Would-be North East Somerset MP Jacob Rees- Mogg said last night he was "embarrassed" and sorry after being caught out plagiarising The Sun in a letter sent to potential voters.

The City fund manager and son of former editor of The Times William Rees-Mogg sent the letter to constituents criticising Gordon Brown for his failings over the economy.

But entire sections of the letter signed by the Tory parliamentary candidate for North East Somerset had been nicked from an article published by The Sun's associate editor Trevor Kavanagh in December.

The signed letter was sent to prospective voters in January, and then put through doors from Radstock to Keynsham last month.

The former Etonian admitted yesterday he had not, in fact, written any of the letter, and left it to "someone else" to do it for him. That person, he said, was to blame for plagiarising The Sun.

They had done a little bit of their own work – replacing the odd reference to "Britain" with "North East Somerset", and working out how much of the nation's total debt was shared out in his prospective constituency.
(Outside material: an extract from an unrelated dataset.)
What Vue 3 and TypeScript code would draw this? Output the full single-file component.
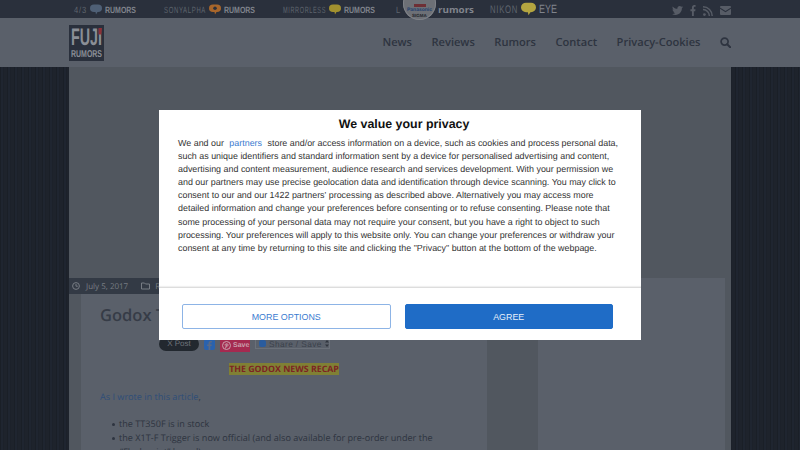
<template>
  <div class="page">
    <div class="topbar">
      <a v-for="site in sites" :key="site.label + site.tail" class="site" :class="site.mod">
        <svg class="word word--thin" :width="site.labelWidth" height="18">
          <text x="0" y="12.5" :textLength="site.labelWidth" lengthAdjust="spacingAndGlyphs">{{ site.label }}</text>
        </svg>
        <svg v-if="site.bubble" class="bubble" viewBox="0 0 24 20">
          <path :fill="site.bubble" d="M8 0h8a8 7.5 0 0 1 0 15h-1l-3 5-1-5H8A8 7.5 0 0 1 8 0z" />
          <circle v-if="site.dot" cx="12" cy="7.5" r="3.5" fill="#2a303c" />
        </svg>
        <svg class="word word--bold" :class="{ 'word--lower': site.tail === 'rumors' }" :width="site.tailWidth" height="18">
          <text x="0" y="12.5" :textLength="site.tailWidth" lengthAdjust="spacingAndGlyphs">{{ site.tail }}</text>
        </svg>
      </a>
      <div class="badge">
        <span class="badge__top"></span>
        <span class="badge__pana">Panasonic</span>
        <span class="badge__sigma">SIGMA</span>
      </div>
      <div class="social">
        <svg class="social__icon" width="11" height="11" viewBox="0 0 512 512"><path d="M459.37 151.716c.325 4.548.325 9.097.325 13.645 0 138.72-105.583 298.558-298.558 298.558-59.452 0-114.68-17.219-161.137-47.106 8.447.974 16.568 1.299 25.34 1.299 49.055 0 94.213-16.568 130.274-44.832-46.132-.975-84.792-31.188-98.112-72.772 6.498.974 12.995 1.624 19.818 1.624 9.421 0 18.843-1.3 27.614-3.573-48.081-9.747-84.143-51.98-84.143-102.985v-1.299c13.969 7.797 30.214 12.67 47.431 13.319-28.264-18.843-46.781-51.005-46.781-87.391 0-19.492 5.197-37.36 14.294-52.954 51.655 63.675 129.3 105.258 216.365 109.807-1.624-7.797-2.599-15.918-2.599-24.04 0-57.828 46.782-104.934 104.934-104.934 30.213 0 57.502 12.67 76.67 33.137 23.715-4.548 46.456-13.32 66.599-25.34-7.798 24.366-24.366 44.833-46.132 57.827 21.117-2.273 41.584-8.122 60.426-16.243-14.292 20.791-32.161 39.308-52.628 54.253z" /></svg>
        <svg class="social__icon" width="6" height="11" viewBox="0 0 320 512" preserveAspectRatio="none"><path d="M279.14 288l14.22-92.66h-88.91v-60.13c0-25.35 12.42-50.06 52.24-50.06h40.42V6.26S260.43 0 225.36 0c-73.22 0-121.08 44.38-121.08 124.72v70.62H22.89V288h81.39v224h100.17V288z" /></svg>
        <svg class="social__icon" width="10" height="10" viewBox="0 0 10 10"><circle cx="1.4" cy="8.6" r="1.4" /><path d="M0 3.6a6.4 6.4 0 0 1 6.4 6.4M0 .8A9.2 9.2 0 0 1 9.2 10" fill="none" stroke="#575c66" stroke-width="1.5" /></svg>
        <svg class="social__icon" width="11" height="9" viewBox="0 0 11 9"><path d="M0 1a1 1 0 0 1 1-1h9a1 1 0 0 1 1 1v.4L5.5 5 0 1.4zM0 2.8l5.5 3.5L11 2.8V8a1 1 0 0 1-1 1H1a1 1 0 0 1-1-1z" /></svg>
      </div>
    </div>

    <header class="header">
      <svg class="logo" width="35" height="36" viewBox="0 0 35 36">
        <rect width="35" height="36" fill="#2a303c" />
        <text x="2" y="20" textLength="31" lengthAdjust="spacingAndGlyphs" class="logo__fuji">FUJI</text>
        <path d="M29.5 3H33l-.8 6.5h-2.7z" fill="#8c3038" />
        <text x="2" y="32" textLength="31" lengthAdjust="spacingAndGlyphs" class="logo__rumors">RUMORS</text>
      </svg>
      <nav class="nav">
        <a v-for="item in navItems" :key="item">{{ item }}</a>
        <svg width="11" height="11" viewBox="0 0 11 11" fill="none" stroke="#2e3440"><circle cx="4.6" cy="4.6" r="3.5" stroke-width="1.7" /><path d="M7.2 7.2l3 3" stroke-width="2" stroke-linecap="round" /></svg>
      </nav>
    </header>

    <div class="wrap">
      <div class="ad-space"></div>
      <div class="columns">
        <main class="main">
          <div class="meta">
            <svg width="8" height="8" viewBox="0 0 8 8" fill="none" stroke="#777c84"><circle cx="4" cy="4" r="3.4" /><path d="M4 2v2.2h1.8" /></svg>
            <span class="meta__date">July 5, 2017</span>
            <svg width="9" height="8" viewBox="0 0 9 8" fill="none" stroke="#777c84"><path d="M.5 7V1h3l1 1h4v5z" /></svg>
            <span>Rumors</span>
          </div>
          <article class="post">
            <h1>Godox TT350F and X1T-F news</h1>
            <div class="share">
              <span class="share__x">X Post</span>
              <span class="share__fb">
                <svg width="7" height="9" viewBox="0 0 320 512"><path fill="#5a6a85" d="M279.14 288l14.22-92.66h-88.91v-60.13c0-25.35 12.42-50.06 52.24-50.06h40.42V6.26S260.43 0 225.36 0c-73.22 0-121.08 44.38-121.08 124.72v70.62H22.89V288h81.39v224h100.17V288z" /></svg>
              </span>
              <span class="share__pin">
                <svg width="9" height="9" viewBox="0 0 9 9" fill="none" stroke="#c9a0ad"><circle cx="4.5" cy="4.5" r="4" /><path d="M3.6 7.4l1-4M3 4.4c-.5-1.5 2.8-2.4 3-.6.1 1.6-1.6 2-2 1" /></svg>
                Save
              </span>
              <span class="share__add">
                <span class="share__plus"></span>
                <span class="share__label">Share / Save</span>
                <svg width="4" height="7" viewBox="0 0 4 7" fill="#30363f"><path d="M2 0l2 2.6H0zM2 7L0 4.4h4z" /></svg>
              </span>
            </div>
            <p class="recap"><mark>THE GODOX NEWS RECAP</mark></p>
            <p class="intro"><a>As I wrote in this article</a>,</p>
            <ul>
              <li>the TT350F is in stock</li>
              <li>the X1T-F Trigger is now official (and also available for pre-order under the “Flashpoint” brand)</li>
            </ul>
          </article>
        </main>
        <aside class="sidebar"></aside>
      </div>
    </div>

    <div class="consent">
      <div class="consent__box">
        <div class="consent__body">
          <h2>We value your privacy</h2>
          <p class="consent__text">
            <span>We and our <a>partners</a> store and/or access information on a device, such as cookies and process personal data,</span>
            <span v-for="line in consentLines" :key="line">{{ line }}</span>
          </p>
        </div>
        <div class="consent__actions">
          <button class="btn btn--outline">MORE OPTIONS</button>
          <button class="btn btn--solid">AGREE</button>
        </div>
      </div>
    </div>
  </div>
</template>

<script setup lang="ts">
interface Site {
  label: string;
  labelWidth: number;
  tail: string;
  tailWidth: number;
  bubble?: string;
  dot?: boolean;
  mod?: string;
}

const sites: Site[] = [
  { label: '4/3', labelWidth: 13, tail: 'RUMORS', tailWidth: 31, bubble: '#4f6076' },
  { label: 'SONYALPHA', labelWidth: 42, tail: 'RUMORS', tailWidth: 31, bubble: '#a8662b', dot: true },
  { label: 'MIRRORLESS', labelWidth: 43, tail: 'RUMORS', tailWidth: 31, bubble: '#a2912f' },
  { label: 'L', labelWidth: 5, tail: 'rumors', tailWidth: 36, mod: 'site--l' },
  { label: 'NIKON', labelWidth: 28, tail: 'EYE', tailWidth: 18, bubble: '#b4a540', mod: 'site--nikon' }
];

const navItems = ['News', 'Reviews', 'Rumors', 'Contact', 'Privacy-Cookies'];

const consentLines = [
  'such as unique identifiers and standard information sent by a device for personalised advertising and content,',
  'advertising and content measurement, audience research and services development. With your permission we',
  'and our partners may use precise geolocation data and identification through device scanning. You may click to',
  "consent to our and our 1422 partners' processing as described above. Alternatively you may access more",
  'detailed information and change your preferences before consenting or to refuse consenting. Please note that',
  'some processing of your personal data may not require your consent, but you have a right to object to such',
  'processing. Your preferences will apply to this website only. You can change your preferences or withdraw your',
  'consent at any time by returning to this site and clicking the "Privacy" button at the bottom of the webpage.'
];
</script>

<style>
html,
body {
  margin: 0;
  height: 100%;
  overflow: hidden;
  background: #1f2530;
}
</style>

<style scoped>
.page {
  position: relative;
  width: 800px;
  height: 450px;
  overflow: hidden;
  font-family: 'Open Sans', sans-serif;
  text-rendering: geometricPrecision;
  background-color: #1e232c;
  background-image: repeating-linear-gradient(90deg, #1a1f27 0, #1a1f27 1px, #1f2530 1px, #1f2530 3px, #1c212a 3px, #1c212a 4px, #1e232c 4px, #1e232c 7px);
}

.topbar {
  position: relative;
  display: flex;
  align-items: center;
  gap: 28px;
  height: 18px;
  padding-left: 74px;
  background: #2a303c;
}

.site {
  display: flex;
  align-items: center;
  gap: 3px;
  height: 18px;
}

.site--l {
  gap: 37px;
  margin-left: -7px;
}

.site--nikon {
  margin-left: -12px;
}

.word {
  font-family: 'Liberation Sans', sans-serif;
  overflow: visible;
}

.word--thin {
  font-size: 9px;
  letter-spacing: 1px;
  fill: #5f656e;
}

.word--bold {
  font-size: 9px;
  font-weight: 700;
  fill: #80848c;
}

.word--lower {
  font-family: 'Open Sans', sans-serif;
}

.site--nikon .word--thin {
  font-size: 11px;
}

.site--nikon .word--bold {
  font-size: 12px;
  font-weight: 400;
}

.bubble {
  width: 12px;
  height: 11px;
}

.site--nikon .bubble {
  width: 15px;
  height: 14px;
}

.badge {
  position: absolute;
  left: 403px;
  top: -13px;
  z-index: 2;
  display: flex;
  flex-direction: column;
  align-items: center;
  justify-content: flex-end;
  box-sizing: border-box;
  width: 33px;
  height: 33px;
  padding-bottom: 2px;
  border-radius: 50%;
  background: #6d7076;
  box-shadow: inset 0 0 0 1px #7f8288;
  font-family: 'Liberation Sans', sans-serif;
  line-height: 5px;
}

.badge__top {
  width: 12px;
  height: 3px;
  margin-bottom: 1px;
  background: #6e2f35;
}

.badge__pana {
  font-size: 5px;
  font-weight: 700;
  color: #22406e;
}

.badge__sigma {
  font-size: 4.5px;
  font-weight: 700;
  color: #22262c;
}

.social {
  position: absolute;
  right: 69px;
  top: 5px;
  display: flex;
  align-items: center;
  gap: 7px;
}

.social__icon {
  fill: #575c66;
}

.header {
  display: flex;
  align-items: center;
  justify-content: space-between;
  box-sizing: border-box;
  height: 49px;
  padding: 0 69px;
  background: #5a606a;
}

.logo {
  font-family: 'Liberation Sans', sans-serif;
  font-weight: 700;
  fill: #8a8e96;
}

.logo__fuji {
  font-size: 24px;
}

.logo__rumors {
  font-size: 10px;
}

.nav {
  display: flex;
  align-items: center;
  gap: 19.5px;
  font-size: 11.1px;
  font-weight: 600;
  color: #2e3440;
}

.wrap {
  box-sizing: border-box;
  width: 662px;
  height: 383px;
  margin: 0 auto;
  background: #51575f;
}

.ad-space {
  height: 211px;
}

.columns {
  display: flex;
  align-items: flex-start;
}

.main {
  width: 418px;
}

.meta {
  display: flex;
  align-items: center;
  gap: 5px;
  box-sizing: border-box;
  height: 16px;
  padding-left: 3px;
  background: #333a45;
  font-size: 8px;
  color: #777c84;
}

.meta__date {
  margin-left: 1px;
  margin-right: 8px;
}

.post {
  box-sizing: border-box;
  height: 156px;
  margin-left: 12px;
  padding: 10px 19px 0;
  background: #5a606a;
  font-size: 9.1px;
  color: #2e3440;
}

.post h1 {
  margin: 0;
  font-size: 16.5px;
  line-height: 22px;
  font-weight: 600;
  white-space: nowrap;
  color: #363c47;
}

.share {
  display: flex;
  align-items: flex-start;
  gap: 5px;
  height: 16px;
  margin: 13px 0 0 59px;
  font-family: 'Liberation Sans', sans-serif;
}

.share__x {
  box-sizing: border-box;
  width: 40px;
  height: 14px;
  margin-top: -2px;
  padding-top: 2px;
  border-radius: 7px;
  background: #22282f;
  text-align: center;
  font-size: 8px;
  color: #6f747b;
}

.share__fb {
  display: flex;
  align-items: flex-end;
  justify-content: center;
  width: 11px;
  height: 11px;
  border-radius: 2px;
  background: #2a62ad;
}

.share__pin {
  display: flex;
  align-items: center;
  gap: 2px;
  box-sizing: border-box;
  width: 30px;
  height: 13px;
  padding-left: 2px;
  background: #a52a50;
  font-size: 7px;
  font-weight: 700;
  color: #c9a0ad;
}

.share__add {
  display: flex;
  align-items: center;
  gap: 3px;
  box-sizing: border-box;
  width: 75px;
  height: 10px;
  padding-left: 3px;
  border: 1px solid #6a7079;
  border-top: 0;
  font-size: 8.3px;
  letter-spacing: 0.4px;
  color: #3a404a;
}

.share__label {
  white-space: nowrap;
}

.share__plus {
  width: 7px;
  height: 7px;
  border-radius: 2px;
  background: #2a5c9e;
}

.recap {
  margin: 8px 0 0;
  text-align: center;
  font-size: 8.8px;
  font-weight: 700;
  line-height: 13px;
}

.recap mark {
  padding: 0;
  background: #808034;
  color: #7d2323;
}

.intro {
  margin: 14px 0 0;
  line-height: 14px;
}

.intro a {
  color: #2f4e78;
}

.post ul {
  margin: 13px 0 0;
  padding-left: 20px;
  list-style: none;
}

.post li {
  line-height: 14px;
}

.post li::before {
  content: '';
  display: inline-block;
  width: 3px;
  height: 3px;
  margin: 0 4px 1.5px -8px;
  border-radius: 50%;
  background: #2e3440;
}

.sidebar {
  width: 187px;
  height: 172px;
  margin-left: 51px;
  background: #5a606a;
}

.consent {
  position: fixed;
  inset: 0;
  z-index: 5;
  display: flex;
  align-items: center;
  justify-content: center;
}

.consent__box {
  display: flex;
  flex-direction: column;
  width: 482px;
  height: 230px;
  background: #fff;
  font-family: 'Liberation Sans', sans-serif;
}

.consent__body {
  flex: 1;
  padding: 6px 19px 0;
}

.consent__body h2 {
  margin: 0 0 4px;
  padding-left: 8px;
  text-align: center;
  font-size: 12.4px;
  line-height: 17px;
  font-weight: 700;
  color: #111;
}

.consent__text {
  margin: 0;
  font-size: 8.92px;
  line-height: 13.1px;
  color: #333;
  white-space: nowrap;
}

.consent__text span {
  display: block;
}

.consent__text a {
  padding: 0 3px;
  color: #3a7bd0;
}

.consent__actions {
  display: flex;
  gap: 14px;
  box-sizing: border-box;
  height: 53px;
  padding: 16px 28px 0 23px;
  border-top: 1px solid #ddd;
  box-shadow: 0 -1px 1px rgba(0, 0, 0, 0.06);
}

.btn {
  flex: 1;
  height: 25px;
  border-radius: 2px;
  font-family: inherit;
  font-size: 8.9px;
}

.btn--outline {
  border: 1px solid #8db4e6;
  background: #fff;
  color: #3a7bd0;
}

.btn--solid {
  border: 1px solid #1d6cc8;
  background: #1f6cc6;
  color: #e8f0fa;
}
</style>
After copying word for word a sentence about the Government's budget, The Sun version labelled it "a costly flop", while Mr Rees-Mogg's letter changed that to "both expensive and trivial".

Last night Mr Rees-Mogg said he would apologise to Mr Kavanagh.

"Though the piece expresses my views, I didn't specifically write it, although I agree with the points made," said Mr Rees-Mogg. "Some of the text is just points that anyone would make and have been a standard feature of any number of Conservative leaflets.

"While the points are valid, plagiarism is a bad thing and I will drop a note to Mr Kavanagh apologising, and we won't ask the person who did write this to write for us again. It's embarrassing and a matter for which I apologise.

"Most of the points made here have been made in many, many different places and it's just a convenient way of putting things."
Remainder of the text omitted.